L'invito alla conversione del Papa

Esorto tutto il santo popolo fedele di Dio che vive in Cile a non aver paura di impegnarsi e camminare spinto dallo Spirito alla ricerca di una Chiesa ogni giorno più sinodale, profetica e speranzosa; meno 'abusatrice' perché sa mettere Gesù al centro, nell'affamato, nel prigioniero, nel migrante, nell'abusato”. E' la conclusione della lettera indirizzata da Papa Francesco ai fedeli cileni e resa nota dai vescovi sudamericani che hanno espresso “profonda gratitudine per il suo ministero” che “illumina e orienta la situazione che stiamo vivendo come Chiesa. Accogliamo il suo richiamo, e chiediamo a tutti i fedeli che continuino in questo stato di preghiera (chiesto nella lettera dal Papa, ndr) per contare sull'assisitenza dello Spirito Santo”.

I vescovi del Comitato permanente sottolineano di aver ricevuto la lettera proprio quando i membri della Commissione pastorale dell'episcopato, riuniti con i responsabili pastorali delle diocesi, hanno avviato un processo di discernimento e stanno “lavorando a una proposta globale di fronte alla situazione della Chiesa cilena” ridisegnando, tra le altre cose, “le funzioni del Consiglio nazionale di prevenzione degli abusi e accompagnamento delle vittime, afffinché possa assumere altri incarichi. Esortiamo – concludono i vescovi – laici e persone consacrate a entrare in sintonia con quanto chiede il Papa nella sua lettera, in modo che tutti ci impegnamo nella riflessione e nell'azione per suscitare soluzioni e superare la cultura dell'abuso e dell'insabbiamento”.

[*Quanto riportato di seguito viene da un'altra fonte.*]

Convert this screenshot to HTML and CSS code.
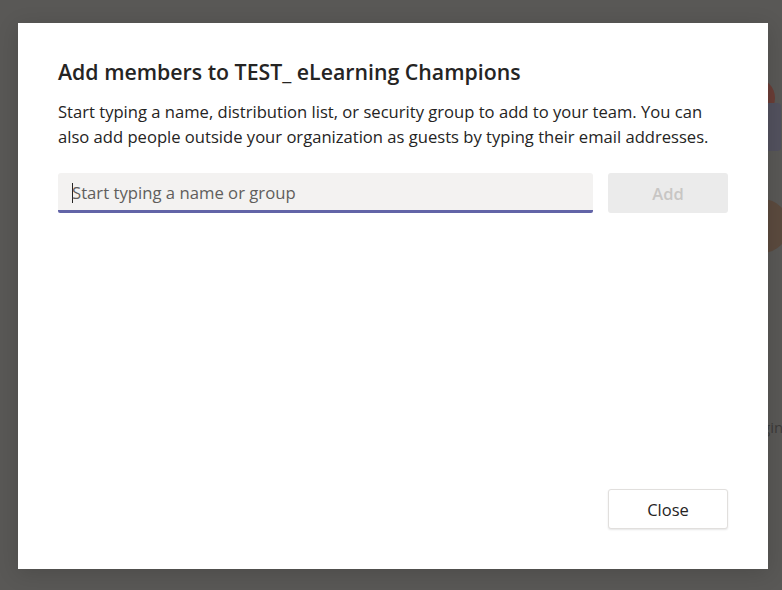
FILE: index.html
```html
<!DOCTYPE html>
<html>
<head>
<meta charset="utf-8">
<link rel="stylesheet" href="styles.css">
</head>
<body>
<div class="backdrop">
  <div class="bg-circle bg-red"></div>
  <div class="bg-rect"></div>
  <div class="bg-circle bg-brown"></div>
  <div class="bg-text">gin</div>
</div>
<div class="overlay">
  <div class="dialog">
    <h1 class="title">Add members to TEST_ eLearning Champions</h1>
    <p class="desc">Start typing a name, distribution list, or security group to add to your team. You can also add people outside your organization as guests by typing their email addresses.</p>
    <div class="row">
      <div class="input"><span class="caret"></span><span class="placeholder">Start typing a name or group</span></div>
      <button class="btn btn-add">Add</button>
    </div>
    <div class="spacer"></div>
    <div class="footer">
      <button class="btn btn-close">Close</button>
    </div>
  </div>
</div>
</body>
</html>
```
FILE: styles.css
```css
html, body {
  margin: 0;
  padding: 0;
  width: 782px;
  height: 590px;
  overflow: hidden;
  background: #595856;
  font-family: "Open Sans", "Noto Sans", sans-serif;
}
.backdrop {
  position: absolute;
  inset: 0;
}
.bg-circle {
  position: absolute;
  border-radius: 50%;
}
.bg-red {
  left: 735px;
  top: 78px;
  width: 40px;
  height: 40px;
  background: #6a3d36;
}
.bg-rect {
  position: absolute;
  left: 760px;
  top: 103px;
  width: 21px;
  height: 48px;
  border-radius: 4px;
  background: #52515e;
}
.bg-brown {
  left: 735px;
  top: 199px;
  width: 54px;
  height: 54px;
  background: #5b4a3e;
}
.bg-text {
  position: absolute;
  left: 762px;
  top: 417px;
  font-size: 15px;
  color: #3c3b3a;
}
.overlay {
  position: absolute;
  inset: 0;
  padding: 23px 14px 21px 18px;
}
.dialog {
  box-sizing: border-box;
  width: 750px;
  height: 546px;
  background: #ffffff;
  padding: 30px 40px 40px 40px;
  display: flex;
  flex-direction: column;
  box-shadow: 0 4px 20px rgba(0,0,0,0.15);
}
.title {
  margin: 0;
  font-size: 21.3px;
  font-weight: 600;
  line-height: 38px;
  color: #252423;
}
.desc {
  margin: 8px 0 0 0;
  font-size: 16.6px;
  line-height: 25px;
  color: #252423;
}
.row {
  margin-top: 24px;
  display: flex;
  gap: 15px;
}
.input {
  box-sizing: border-box;
  width: 535px;
  height: 40px;
  background: #f3f2f1;
  border-bottom: 3px solid #6264a7;
  border-radius: 3px 3px 2px 2px;
  display: flex;
  align-items: center;
  padding-left: 14px;
  padding-top: 2px;
}
.caret {
  width: 1px;
  height: 20px;
  background: #252423;
  margin-right: -1px;
}
.placeholder {
  font-size: 16.7px;
  color: #605e5c;
}
.btn {
  box-sizing: border-box;
  width: 120px;
  height: 40px;
  border-radius: 3px;
  font-family: "Open Sans", "Noto Sans", sans-serif;
  font-size: 16.5px;
  font-weight: 600;
  padding: 0;
}
.btn-add {
  background: #ebebeb;
  border: none;
  color: #c8c6c4;
}
.spacer {
  flex: 1;
}
.footer {
  display: flex;
  justify-content: flex-end;
}
.btn-close {
  background: #ffffff;
  border: 1px solid #e1dfdd;
  color: #252423;
  font-weight: 400;
  box-shadow: 0 1px 2px rgba(0,0,0,0.1);
}
```
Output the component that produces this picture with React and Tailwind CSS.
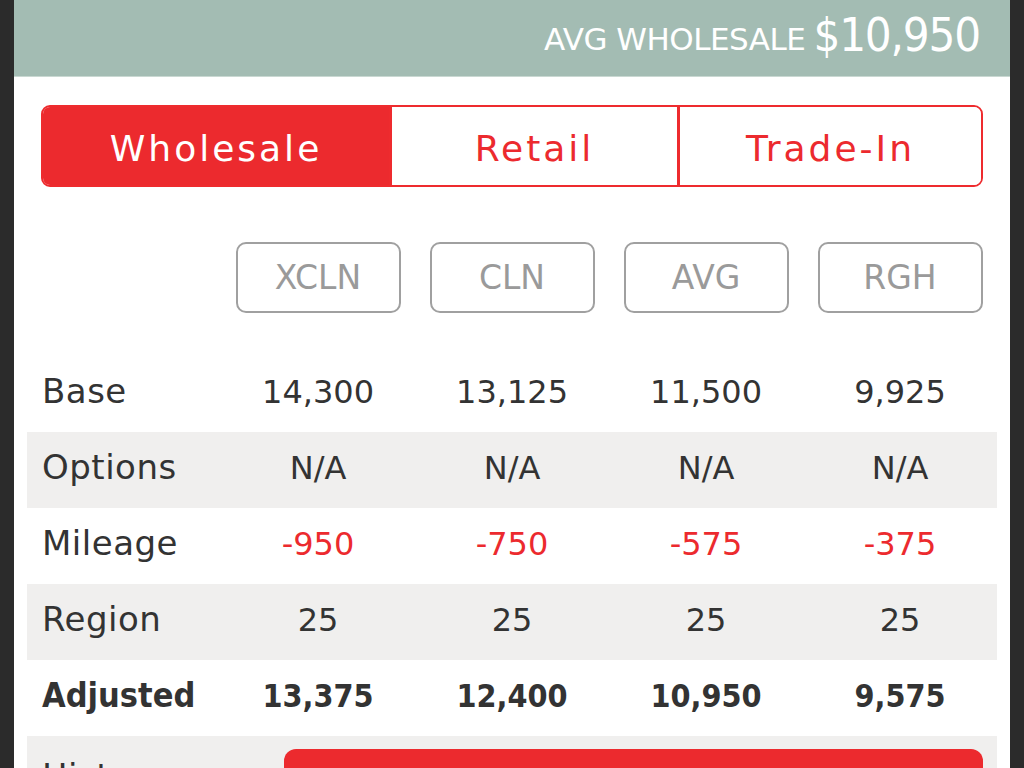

Nella sua lettera, il Papa ricordando l'unzione del “santo popolo fedele di Dio” con la grazia dello Spirito Santo, scrive che “non esistono cristiani di prima, seconda o terza categoria” e invita tutti “a non aver paura di essere protagonisti della trasformazione che si reclama e a spingere e promuovere alternative creative nella ricerca quotidiana di una Chiesa che ogni giorno vuole mettere al centro ciò che è più importante”. Il Papa avverte che rinnovare la gerarchia ecclesiale “non genera la trasformazione a cui ci spinge lo Spirito Santo. Ci viene richiesto di promuovere allo stesso tempo una trasformazione ecclesiale che ci coinvolge tutti“. Francesco, nel ringraziare ancora una volta le vittime, che hanno perseverato nella ricerca della verità “contro ogni speranza e anche quando erano oggetto di discredito” ha posto l'accento sulla necessità di ascoltare: “Credo che qui sia una delle nostre principali mancanze e omissioni: non saper ascoltare le vittime. Con vergogna devo dire che non abbiamo saputo ascoltare e reagire in tempo”. Per questo, il “mai più” della cultura dell'abuso e dell'insabbiamento, “esige di lavorare tra tutti per generare una cultura dell'attenzione che impregni il nostro modo di relazionarci, di pregare, di pensare, di vivere l'autorità, i nostri usi, linguaggi e il nostro rapporto con il potere e il denaro”. Serve, ribadisce il Papa, una “conversione personale, comunitaria e sociale“. Francesco ricorda anche l'impegno di tanti fedeli laici, consacrati, sacerdoti e vescovi “che danno la vita per amore nelle zone più recondite dell'amata terra cilena”, di quanti sanno “piangere con gli altri”. Uno sguardo necessario per non “restare a metà del cammino”.